=== SET TASK ===
Write out each line that follows exactly as it stands, without the pictures.

=== RECORDS TO PROCESS ===
>> begin
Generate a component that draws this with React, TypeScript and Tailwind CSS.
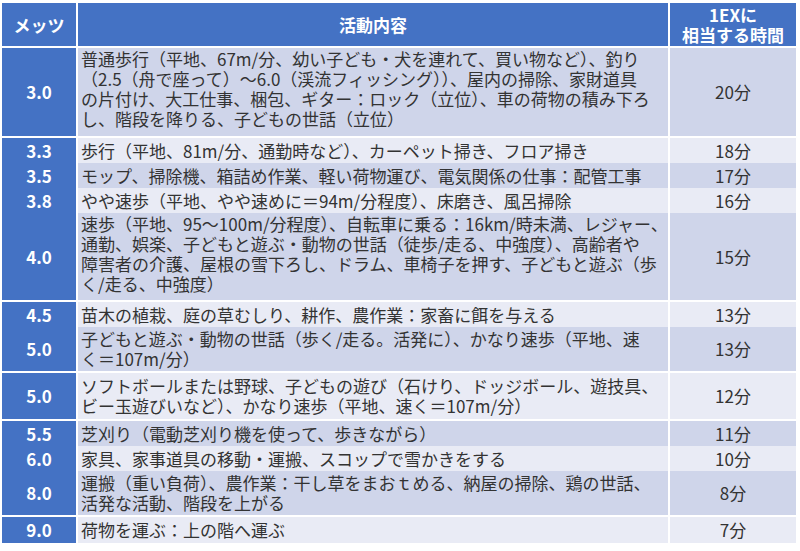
const rows: { mets: string; lines: string[]; time: string; h: string; dark: boolean }[] = [
    {
        mets: '3.0',
        lines: [
            '普通歩行（平地、67m/分、幼い子ども・犬を連れて、買い物など）、釣り',
            '（2.5（舟で座って）～6.0（渓流フィッシング））、屋内の掃除、家財道具',
            'の片付け、大工仕事、梱包、ギター：ロック（立位）、車の荷物の積み下ろ',
            'し、階段を降りる、子どもの世話（立位）',
        ],
        time: '20分',
        h: 'h-[88px]',
        dark: true,
    },
    { mets: '3.3', lines: ['歩行（平地、81m/分、通勤時など）、カーペット掃き、フロア掃き'], time: '18分', h: 'h-[23px]', dark: false },
    { mets: '3.5', lines: ['モップ、掃除機、箱詰め作業、軽い荷物運び、電気関係の仕事：配管工事'], time: '17分', h: 'h-[23px]', dark: true },
    { mets: '3.8', lines: ['やや速歩（平地、やや速めに＝94m/分程度）、床磨き、風呂掃除'], time: '16分', h: 'h-[23px]', dark: false },
    {
        mets: '4.0',
        lines: [
            '速歩（平地、95～100m/分程度）、自転車に乗る：16km/時未満、レジャー、',
            '通勤、娯楽、子どもと遊ぶ・動物の世話（徒歩/走る、中強度）、高齢者や',
            '障害者の介護、屋根の雪下ろし、ドラム、車椅子を押す、子どもと遊ぶ（歩',
            'く/走る、中強度）',
        ],
        time: '15分',
        h: 'h-[87px]',
        dark: true,
    },
    { mets: '4.5', lines: ['苗木の植栽、庭の草むしり、耕作、農作業：家畜に餌を与える'], time: '13分', h: 'h-[23px]', dark: false },
    {
        mets: '5.0',
        lines: ['子どもと遊ぶ・動物の世話（歩く/走る。活発に）、かなり速歩（平地、速', 'く＝107m/分）'],
        time: '13分',
        h: 'h-[44px]',
        dark: true,
    },
    {
        mets: '5.0',
        lines: ['ソフトボールまたは野球、子どもの遊び（石けり、ドッジボール、遊技具、', 'ビー玉遊びいなど）、かなり速歩（平地、速く＝107m/分）'],
        time: '12分',
        h: 'h-[46px]',
        dark: false,
    },
    { mets: '5.5', lines: ['芝刈り（電動芝刈り機を使って、歩きながら）'], time: '11分', h: 'h-[23px]', dark: true },
    { mets: '6.0', lines: ['家具、家事道具の移動・運搬、スコップで雪かきをする'], time: '10分', h: 'h-[23px]', dark: false },
    {
        mets: '8.0',
        lines: ['運搬（重い負荷）、農作業：干し草をまおｔめる、納屋の掃除、鶏の世話、', '活発な活動、階段を上がる'],
        time: '8分',
        h: 'h-[44px]',
        dark: true,
    },
    { mets: '9.0', lines: ['荷物を運ぶ：上の階へ運ぶ'], time: '7分', h: 'h-[25px]', dark: false },
];

const font = { fontFamily: '"Noto Sans CJK JP", "Noto Sans", sans-serif' };

export default function App() {
    return (
        <div className="w-[800px] h-[551px] bg-white pt-[3px] pl-[2px]" style={font}>
            <div className="w-[794px] flex flex-col gap-[2px]">
                <div className="grid grid-cols-[74px_590px_126px] gap-[2px] h-[43px] text-white font-bold text-[17px]">
                    <div className="bg-[#4472c4] flex items-center justify-center">メッツ</div>
                    <div className="bg-[#4472c4] flex items-center justify-center">活動内容</div>
                    <div className="bg-[#4472c4] flex flex-col items-center justify-center leading-[20px]">
                        <span>1EXに</span>
                        <span>相当する時間</span>
                    </div>
                </div>
                {rows.map((r, i) => {
                    const bg = r.dark ? 'bg-[#cfd5ea]' : 'bg-[#e9ebf5]';
                    return (
                        <div key={i} className={`grid grid-cols-[74px_590px_126px] gap-[2px] ${r.h}`}>
                            <div className="bg-[#4472c4] flex items-center justify-center text-white font-bold text-[17px]">
                                {r.mets}
                            </div>
                            <div
                                className={`${bg} pl-[3px] text-[17px] leading-[20px] text-[#333333] whitespace-nowrap flex flex-col ${
                                    r.lines.length > 2 ? 'pt-[1px]' : 'justify-center'
                                }`}
                            >
                                {r.lines.map((l, j) => (
                                    <span key={j}>{l}</span>
                                ))}
                            </div>
                            <div className={`${bg} flex items-center justify-center text-[17px] text-[#333333]`}>
                                {r.time}
                            </div>
                        </div>
                    );
                })}
            </div>
        </div>
    );
}
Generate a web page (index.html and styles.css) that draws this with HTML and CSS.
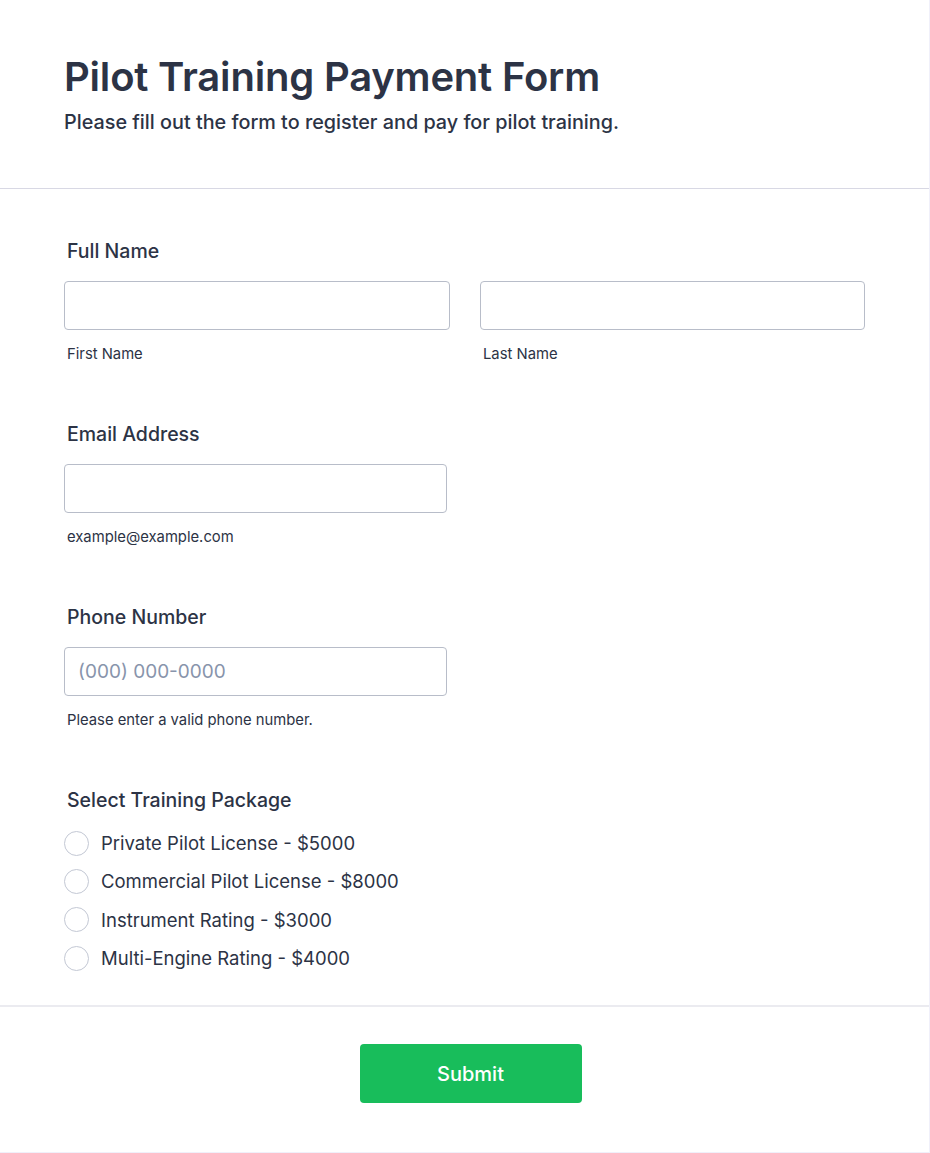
>> end
=== OUTPUT ===
Generate a component that draws this with React, TypeScript and Tailwind CSS.
const rows: { mets: string; lines: string[]; time: string; h: string; dark: boolean }[] = [
    {
        mets: '3.0',
        lines: [
            '普通歩行（平地、67m/分、幼い子ども・犬を連れて、買い物など）、釣り',
            '（2.5（舟で座って）～6.0（渓流フィッシング））、屋内の掃除、家財道具',
            'の片付け、大工仕事、梱包、ギター：ロック（立位）、車の荷物の積み下ろ',
            'し、階段を降りる、子どもの世話（立位）',
        ],
        time: '20分',
        h: 'h-[88px]',
        dark: true,
    },
    { mets: '3.3', lines: ['歩行（平地、81m/分、通勤時など）、カーペット掃き、フロア掃き'], time: '18分', h: 'h-[23px]', dark: false },
    { mets: '3.5', lines: ['モップ、掃除機、箱詰め作業、軽い荷物運び、電気関係の仕事：配管工事'], time: '17分', h: 'h-[23px]', dark: true },
    { mets: '3.8', lines: ['やや速歩（平地、やや速めに＝94m/分程度）、床磨き、風呂掃除'], time: '16分', h: 'h-[23px]', dark: false },
    {
        mets: '4.0',
        lines: [
            '速歩（平地、95～100m/分程度）、自転車に乗る：16km/時未満、レジャー、',
            '通勤、娯楽、子どもと遊ぶ・動物の世話（徒歩/走る、中強度）、高齢者や',
            '障害者の介護、屋根の雪下ろし、ドラム、車椅子を押す、子どもと遊ぶ（歩',
            'く/走る、中強度）',
        ],
        time: '15分',
        h: 'h-[87px]',
        dark: true,
    },
    { mets: '4.5', lines: ['苗木の植栽、庭の草むしり、耕作、農作業：家畜に餌を与える'], time: '13分', h: 'h-[23px]', dark: false },
    {
        mets: '5.0',
        lines: ['子どもと遊ぶ・動物の世話（歩く/走る。活発に）、かなり速歩（平地、速', 'く＝107m/分）'],
        time: '13分',
        h: 'h-[44px]',
        dark: true,
    },
    {
        mets: '5.0',
        lines: ['ソフトボールまたは野球、子どもの遊び（石けり、ドッジボール、遊技具、', 'ビー玉遊びいなど）、かなり速歩（平地、速く＝107m/分）'],
        time: '12分',
        h: 'h-[46px]',
        dark: false,
    },
    { mets: '5.5', lines: ['芝刈り（電動芝刈り機を使って、歩きながら）'], time: '11分', h: 'h-[23px]', dark: true },
    { mets: '6.0', lines: ['家具、家事道具の移動・運搬、スコップで雪かきをする'], time: '10分', h: 'h-[23px]', dark: false },
    {
        mets: '8.0',
        lines: ['運搬（重い負荷）、農作業：干し草をまおｔめる、納屋の掃除、鶏の世話、', '活発な活動、階段を上がる'],
        time: '8分',
        h: 'h-[44px]',
        dark: true,
    },
    { mets: '9.0', lines: ['荷物を運ぶ：上の階へ運ぶ'], time: '7分', h: 'h-[25px]', dark: false },
];

const font = { fontFamily: '"Noto Sans CJK JP", "Noto Sans", sans-serif' };

export default function App() {
    return (
        <div className="w-[800px] h-[551px] bg-white pt-[3px] pl-[2px]" style={font}>
            <div className="w-[794px] flex flex-col gap-[2px]">
                <div className="grid grid-cols-[74px_590px_126px] gap-[2px] h-[43px] text-white font-bold text-[17px]">
                    <div className="bg-[#4472c4] flex items-center justify-center">メッツ</div>
                    <div className="bg-[#4472c4] flex items-center justify-center">活動内容</div>
                    <div className="bg-[#4472c4] flex flex-col items-center justify-center leading-[20px]">
                        <span>1EXに</span>
                        <span>相当する時間</span>
                    </div>
                </div>
                {rows.map((r, i) => {
                    const bg = r.dark ? 'bg-[#cfd5ea]' : 'bg-[#e9ebf5]';
                    return (
                        <div key={i} className={`grid grid-cols-[74px_590px_126px] gap-[2px] ${r.h}`}>
                            <div className="bg-[#4472c4] flex items-center justify-center text-white font-bold text-[17px]">
                                {r.mets}
                            </div>
                            <div
                                className={`${bg} pl-[3px] text-[17px] leading-[20px] text-[#333333] whitespace-nowrap flex flex-col ${
                                    r.lines.length > 2 ? 'pt-[1px]' : 'justify-center'
                                }`}
                            >
                                {r.lines.map((l, j) => (
                                    <span key={j}>{l}</span>
                                ))}
                            </div>
                            <div className={`${bg} flex items-center justify-center text-[17px] text-[#333333]`}>
                                {r.time}
                            </div>
                        </div>
                    );
                })}
            </div>
        </div>
    );
}
Generate a web page (index.html and styles.css) that draws this with HTML and CSS.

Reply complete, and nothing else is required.